Some design problems never seem to go away. You think everyone has converged more or less on state machines as a common and sensible way of programming omnipresent event-driven systems (virtually all embedded systems and most general-purpose computers these days). Then you find that state machines aren't at all widely applied in mainstream programming practice and, in those rare cases when they actually are used, you can hardly distinguish the state machine from the rest of the code.

I'm sure that many complicated reasons have contributed to the apparently slow adoption of state machines into everyday programming reality. However, one of the most important reasons is that state machines have always been taught through the use of a particular tool, rather than as a method of design. Too many programmers believe that state machines (especially the more advanced variety found in the UML) mandate the use of sophisticated CASE tools. It's time to dispel the various misunderstandings—time to go back to basics.

My preoccupation in this article is with state-machine fundamentals and some straightforward programming guidelines for coding state machines in C or C++. I hope that these simple techniques can become more common, so that you (and others) can readily see the state-machine structure right from the source code.

State machines as spaghetti reducers

As I pointed out in "State Machines for Event-Driven Systems", the main challenge in programming reactive (event-driven) systems is to correctly identify the appropriate piece of code to execute in response to a given event.
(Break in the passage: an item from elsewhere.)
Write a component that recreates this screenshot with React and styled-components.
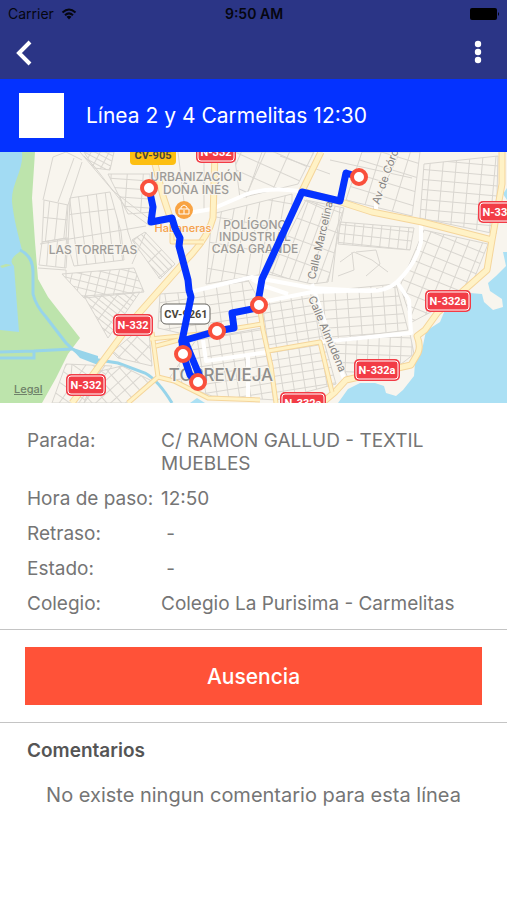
import React from "react";
import styled, { createGlobalStyle } from "styled-components";

const details = [
  { label: "Parada:", value: "C/ RAMON GALLUD - TEXTIL MUEBLES" },
  { label: "Hora de paso:", value: "12:50" },
  { label: "Retraso:", value: "\u00a0-" },
  { label: "Estado:", value: "\u00a0-" },
  { label: "Colegio:", value: "Colegio La Purisima - Carmelitas" },
];

const stops = [
  [149, 36],
  [359, 25],
  [259, 153],
  [217, 179],
  [183, 202],
  [198, 230],
];

const shields = [
  { text: "N-332", x: 216, y: 0 },
  { text: "N-332", x: 133, y: 173 },
  { text: "N-332", x: 86, y: 233 },
  { text: "N-332", x: 498, y: 60 },
  { text: "N-332a", x: 448, y: 149 },
  { text: "N-332a", x: 377, y: 218 },
  { text: "N-332a", x: 303, y: 251 },
];

// blocks of parallel streets: outline, angle and distance between streets
const districts = [
  { points: "70,46 110,40 121,80 124,108 74,114 68,94", angle: -7, w: 9, h: 70 },
  { points: "42,90 68,86 66,116 39,113", angle: 4, w: 9, h: 40 },
  { points: "44,48 68,53 66,86 42,90", angle: 6, w: 9, h: 60 },
  { points: "108,22 150,22 152,60 128,62", angle: 4, w: 16, h: 9 },
  { points: "132,88 145,80 175,112 160,127", angle: 46, w: 26, h: 5 },
  { points: "84,144 140,140 108,186", angle: 38, w: 12, h: 5 },
  { points: "62,122 134,116 144,140 84,146", angle: 14, w: 9, h: 7 },
  { points: "66,212 112,214 84,251 52,251", angle: 35, w: 16, h: 11 },
  { points: "112,200 148,170 152,214 118,206", angle: 42, w: 15, h: 9 },
  { points: "96,220 122,214 154,230 128,251 84,251", angle: 48, w: 10, h: 11 },
  { points: "160,142 190,140 248,128 260,150 264,170 192,184 158,176", angle: -8, w: 13, h: 9 },
  { points: "196,188 262,176 276,248 212,244 168,228", angle: -9, w: 11, h: 9 },
  { points: "262,150 310,140 336,232 276,248", angle: -9, w: 11, h: 8 },
  { points: "316,140 396,132 408,178 328,188", angle: -4, w: 12, h: 9 },
  { points: "332,190 410,182 414,202 396,216 348,226", angle: 2, w: 11, h: 9 },
  { points: "306,48 344,56 328,130 312,132 268,122", angle: 20, w: 9, h: 20 },
  { points: "340,70 414,76 410,98 338,92", angle: 6, w: 9, h: 9 },
  { points: "424,78 488,92 472,132 446,152 412,170 400,134", angle: 22, w: 13, h: 11 },
  { points: "362,0 420,0 412,64 346,48", angle: 17, w: 28, h: 14 },
  { points: "424,12 498,4 496,82 420,66", angle: 5, w: 13, h: 10 },
  { points: "212,62 292,42 292,60 264,122 206,132", angle: 10, w: 12, h: 26 },
  { points: "234,0 314,0 298,32 240,46", angle: 24, w: 22, h: 16 },
  { points: "84,0 114,0 110,18 94,16", angle: 28, w: 8, h: 5 },
];

// the same course is drawn twice, once for the edge and once for the filling
const mainRoads = [
  "M152 0L163 44L171 68M215 0L213 66Q208 86 186 108L133 168L72 251",
  "M321 0L302 39L341 50L372 60L422 70L492 88",
  "M502 0V32L492 88L487 118L462 140L438 160L425 178L417 184Q421 194 418 201L411 213L346 228L335 240L322 251",
].join("");

const sideRoads = [
  "M259 153L263 178L271 214L276 251M150 187L200 182L262 172M156 194L182 187",
  "M152 180L158 225L174 229L208 246L260 248M158 225L128 251",
  "M268 199L320 190L332 240M172 66V90H204M180 90V102",
].join("");

const Map = () => (
  <MapCanvas
    viewBox="0 0 507 251"
    preserveAspectRatio="xMidYMid slice"
    role="img"
    aria-label="Mapa de la línea en Torrevieja"
  >
    <defs>
      {districts.map(({ angle, w, h }, i) => (
        <pattern
          key={i}
          id={`streets-${i}`}
          width={w}
          height={h}
          patternUnits="userSpaceOnUse"
          patternTransform={`rotate(${angle})`}
        >
          <path
            d={`M0 0H${w}M0 0V${h}`}
            fill="none"
            stroke="#d9d6d0"
            strokeWidth="2"
          />
        </pattern>
      ))}
    </defs>

    <rect width="507" height="251" fill="#f8f5ee" />

    {/* lagoon and park on the west side */}
    <path
      d="M0 0H35L32 46L35 90L38 127L48 145L80 186L68 202L56 226L42 251H0Z"
      fill="#bde4ac"
    />
    <path
      d="M0 0H22C24 18 11 32 12 50C14 68 18 82 22 98C14 104 8 108 14 114L19 180L0 178Z"
      fill="#a2dbf3"
    />
    <path d="M0 114L6 112L12 113L2 116Z" fill="#bde4ac" />
    <Canal d="M20 98Q33 104 33 120V142Q36 154 46 165L66 191Q76 202 92 207L118 211L145 221Q158 228 172 251" />
    <Canal d="M0 200L34 199L72 197M0 206H34V199" />
    <path d="M70 195L98 204V213L80 206Z" fill="#97d4ea" />

    {/* sea */}
    <path
      d="M507 100H503L506 114L496 124L488 131L490 139L502 147L503 155L493 158L484 150L482 142L470 141L458 147L445 158L440 170L426 179L422 198L415 211L414 224L403 238L396 244L386 241L384 234L375 231H360L348 237L338 251H507Z"
      fill="#abe0f4"
    />
    <path d="M507 36L503 42L507 48Z" fill="#abe0f4" />
    <path d="M190 251L197 246L205 251Z" fill="#abe0f4" />

    {districts.map(({ points }, i) => (
      <polygon
        key={i}
        points={points}
        fill={`url(#streets-${i})`}
        stroke="#d9d6d0"
        strokeWidth="1"
      />
    ))}
    <Street d="M53 5L43 48M82 10L68 53M74 6L58 50M53 5L66 0L82 8M84 4L94 14L128 58L150 74M80 0L114 40M112 38L148 66M40 92L146 74M38 116L66 118V126M132 112L146 80M120 44L128 80L134 98M72 212L70 236M158 126L172 114M262 0L246 46M280 4L330 22M330 8L412 26M340 110L354 100L372 108L388 120M338 124L354 118L352 100M356 100L376 98L380 112L366 124M398 4L372 60M304 48L330 60M340 56L332 130M204 0V60M178 0L184 50" />

    <WhiteRoad d="M172 68L188 61L212 57L240 45Q262 34 300 39" />
    <WhiteRoad d="M421 70V90Q416 112 397 130Q386 140 366 139L312 136L252 125L190 140" />
    <WhiteRoad d="M397 130L409 148L411 181L320 190M262 150L312 140L376 138M252 127L264 134L288 142" />
    <WhiteRoad d="M312 132L345 230M203 188L206 209L268 200M248 204V248M376 58V48" />

    <RoadEdge d={mainRoads} />
    <RoadFill d={mainRoads} />
    <RoadEdge $thin d={sideRoads} />
    <RoadFill $thin d={sideRoads} />

    <Place x="93" y="102">LAS TORRETAS</Place>
    <Place x="196" y="29">URBANIZACIÓN</Place>
    <Place x="196" y="42">DOÑA INÉS</Place>
    <Place x="255" y="77">POLÍGONO</Place>
    <Place x="255" y="89">INDUSTRIAL</Place>
    <Place x="255" y="101">CASA GRANDE</Place>
    <City x="221" y="229">TORREVIEJA</City>
    <StreetName transform="translate(315 128) rotate(-77)">
      Calle Marcelina
    </StreetName>
    <StreetName transform="translate(308 146) rotate(67)">
      Calle Almudena
    </StreetName>
    <StreetName transform="translate(379 53) rotate(-70)">
      Av de Córcega
    </StreetName>

    <Shop x="183" y="80">Habaneras</Shop>
    <circle cx="184" cy="58" r="9" fill="#f8a343" />
    <path
      d="M179 57H189V62H179ZM181 57V55L184 53L187 55V57M184 58V62"
      fill="none"
      stroke="#fff"
      strokeWidth="1"
    />

    <rect x="130" y="-6" width="46" height="19" rx="4" fill="#fdbf12" />
    <ShieldText x="153" y="7" $dark>
      CV-905
    </ShieldText>
    <rect
      x="161"
      y="152"
      width="49"
      height="20"
      rx="5"
      fill="#fff"
      stroke="#66645f"
      strokeWidth="1"
    />
    <ShieldText x="186" y="166" $dark>
      CV-9261
    </ShieldText>
    {shields.map(({ text, x, y }) => {
      const w = text.length > 5 ? 46 : 40;
      return (
        <g key={`${x}-${y}`}>
          <rect x={x - w / 2} y={y - 11} width={w} height="22" rx="5" fill="#f23c46" />
          <rect
            x={x - w / 2 + 2}
            y={y - 9}
            width={w - 4}
            height="18"
            rx="3"
            fill="#f23c46"
            stroke="#fff"
          />
          <ShieldText x={x} y={y + 4}>
            {text}
          </ShieldText>
        </g>
      );
    })}

    <Route d="M149 36L153 55L151 70L172 66L175 76L180 86L179 94L188 128L189 138L191 145L182 189L217 179L234 176L232 161L257 156L262 127L302 40L340 49L346 21L359 25" />
    <Route d="M182 189L183 202L190 223L198 230L200 225L185 189" />
    {stops.map(([x, y]) => (
      <circle
        key={`${x}-${y}`}
        cx={x}
        cy={y}
        r="7"
        fill="#fff"
        stroke="#f9503c"
        strokeWidth="4"
      />
    ))}
  </MapCanvas>
);

const App = () => {
  return (
    <Page>
      <GlobalStyle />
      <StatusBar>
        <Carrier>
          Carrier
          <svg width="16" height="12" viewBox="0 0 16 12" aria-hidden="true">
            <path
              d="M1.500 4.500Q8 -1.500 14.500 4.500M4 7.200Q8 3.600 12 7.200"
              fill="none"
              stroke="#05060f"
              strokeWidth="2"
            />
            <path d="M5.500 8.800Q8 6.800 10.500 8.800L8 11.500Z" fill="#05060f" />
          </svg>
        </Carrier>
        <Clock>9:50 AM</Clock>
        <Battery>
          <svg width="30" height="12" viewBox="0 0 30 12" aria-hidden="true">
            <rect width="27" height="12" rx="2" />
            <path d="M28 4Q30 6 28 8Z" />
          </svg>
        </Battery>
      </StatusBar>

      <NavBar>
        <IconButton type="button" aria-label="Volver">
          <svg width="18" height="28" viewBox="0 0 18 28">
            <path
              d="M15 3L4 14L15 25"
              fill="none"
              stroke="#fff"
              strokeWidth="4"
            />
          </svg>
        </IconButton>
        <IconButton type="button" aria-label="Más opciones">
          <svg width="8" height="26" viewBox="0 0 8 26" fill="#fff">
            <circle cx="4" cy="4" r="3.200" />
            <circle cx="4" cy="12" r="3.200" />
            <circle cx="4" cy="20" r="3.200" />
          </svg>
        </IconButton>
      </NavBar>

      <LineHeader>
        <LineColor />
        <LineTitle>Línea 2 y 4 Carmelitas 12:30</LineTitle>
      </LineHeader>

      <MapArea>
        <Map />
        <Legal href="#legal">Legal</Legal>
      </MapArea>

      <Details>
        {details.map(({ label, value }) => (
          <React.Fragment key={label}>
            <dt>{label}</dt>
            <dd>{value}</dd>
          </React.Fragment>
        ))}
      </Details>

      <Actions>
        <AbsenceButton type="button">Ausencia</AbsenceButton>
      </Actions>

      <Comments>
        <CommentsTitle>Comentarios</CommentsTitle>
        <Empty>No existe ningun comentario para esta línea</Empty>
      </Comments>
    </Page>
  );
};

export default App;

const GlobalStyle = createGlobalStyle`
  * {
    box-sizing: border-box;
  }
  body {
    margin: 0;
    background: #fff;
    font-family: Inter, "Liberation Sans", sans-serif;
  }
`;

const Page = styled.main`
  display: flex;
  flex-direction: column;
  min-height: 100vh;
  color: #757575;
`;

const StatusBar = styled.div`
  display: grid;
  grid-template-columns: 1fr auto 1fr;
  align-items: center;
  height: 27px;
  padding: 0 7px 0 8px;
  background: #2b3586;
  color: #05060f;
  font-size: 14px;
`;

const Carrier = styled.span`
  display: flex;
  align-items: center;
  gap: 7px;
`;

const Clock = styled.span`
  font-weight: 600;
`;

const Battery = styled.span`
  display: flex;
  justify-content: flex-end;
`;

const NavBar = styled.header`
  display: flex;
  align-items: center;
  justify-content: space-between;
  height: 52px;
  padding: 0 15px;
  background: #2b3586;
`;

const IconButton = styled.button`
  display: flex;
  align-items: center;
  justify-content: center;
  padding: 0;
  min-width: 28px;
  border: none;
  background: none;
  cursor: pointer;

  &:first-child {
    justify-content: flex-start;
  }
`;

const LineHeader = styled.section`
  display: flex;
  align-items: center;
  gap: 22px;
  height: 73px;
  padding: 0 19px;
  background: #0432ff;
`;

const LineColor = styled.div`
  width: 45px;
  height: 45px;
  background: #fff;
`;

const LineTitle = styled.h1`
  margin: 0;
  color: #fff;
  font-size: 21px;
  font-weight: 400;
`;

const MapArea = styled.section`
  position: relative;
  overflow: hidden;
`;

const MapCanvas = styled.svg`
  display: block;
  width: 100%;
  height: 251px;
`;

const Canal = styled.path`
  fill: none;
  stroke: #97d4ea;
  stroke-width: 3px;
`;

const Street = styled.path`
  fill: none;
  stroke: #d9d6d0;
  stroke-width: 1px;
`;

const WhiteRoad = styled.path`
  fill: none;
  stroke: #fff;
  stroke-width: 4px;
  stroke-linejoin: round;
`;

const RoadEdge = styled.path`
  fill: none;
  stroke: #f5d59a;
  stroke-width: ${({ $thin }) => ($thin ? 5 : 7)}px;
  stroke-linejoin: round;
`;

const RoadFill = styled.path`
  fill: none;
  stroke: #fff2c6;
  stroke-width: ${({ $thin }) => ($thin ? 3 : 5)}px;
  stroke-linejoin: round;
`;

const Route = styled.path`
  fill: none;
  stroke: #0432ff;
  stroke-width: 7px;
  stroke-linecap: round;
  stroke-linejoin: round;
`;

const MapText = styled.text`
  paint-order: stroke;
  stroke: #f8f5ee;
  stroke-width: 2px;
`;

const Place = styled(MapText)`
  fill: #9d9b98;
  font-size: 12px;
  font-weight: 500;
  text-anchor: middle;
`;

const City = styled(MapText)`
  fill: #8f8e8c;
  font-size: 17px;
  font-weight: 500;
  text-anchor: middle;
`;

const StreetName = styled(MapText)`
  fill: #858381;
  font-size: 11px;
`;

const Shop = styled(MapText)`
  fill: #f5a04a;
  font-size: 11px;
  font-weight: 500;
  text-anchor: middle;
`;

const ShieldText = styled.text`
  fill: ${({ $dark }) => ($dark ? "#4a463c" : "#fff")};
  font-family: Roboto, "Liberation Sans", sans-serif;
  font-size: 11px;
  font-weight: 700;
  text-anchor: middle;
`;

const Legal = styled.a`
  position: absolute;
  left: 14px;
  bottom: 7px;
  color: #6f8169;
  font-size: 11px;
  font-weight: 500;
`;

const Details = styled.dl`
  display: grid;
  grid-template-columns: 122px 1fr;
  gap: 12px;
  margin: 0;
  padding: 26px 27px 14px;
  border-bottom: 1px solid #c4c4c4;
  font-size: 19px;
  line-height: 23px;

  dt {
    white-space: nowrap;
  }
  dd {
    margin: 0;
  }
`;

const Actions = styled.section`
  padding: 17px 25px;
  border-bottom: 1px solid #c4c4c4;
`;

const AbsenceButton = styled.button`
  display: block;
  width: 100%;
  height: 58px;
  border: none;
  background: #ff5238;
  color: #fff;
  font-family: inherit;
  font-size: 21px;
  font-weight: 500;
  cursor: pointer;
`;

const Comments = styled.section`
  padding: 16px 27px;
`;

const CommentsTitle = styled.h2`
  margin: 0 0 22px;
  color: #555;
  font-size: 19px;
  font-weight: 600;
  line-height: 23px;
`;

const Empty = styled.p`
  margin: 0;
  font-size: 20px;
  line-height: 23px;
  text-align: center;
`;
In all but the most trivial reactive systems, the response depends both on the nature of the event and, more importantly, on the history of past events in which the system was involved.

From the programming perspective, this dependence on context very often leads to deeply nested if-else or switch-case constructs. Most reactive programs start out fairly simple and well structured, but as features are grafted on, more and more flags and variables are introduced to capture the relevant event history. Then ifs and elses must be added to test the increasingly complex logical expressions built out of the various variables and flags (aka spaghetti), until no human being really has a good idea what part of the code gets executed in response to any given event.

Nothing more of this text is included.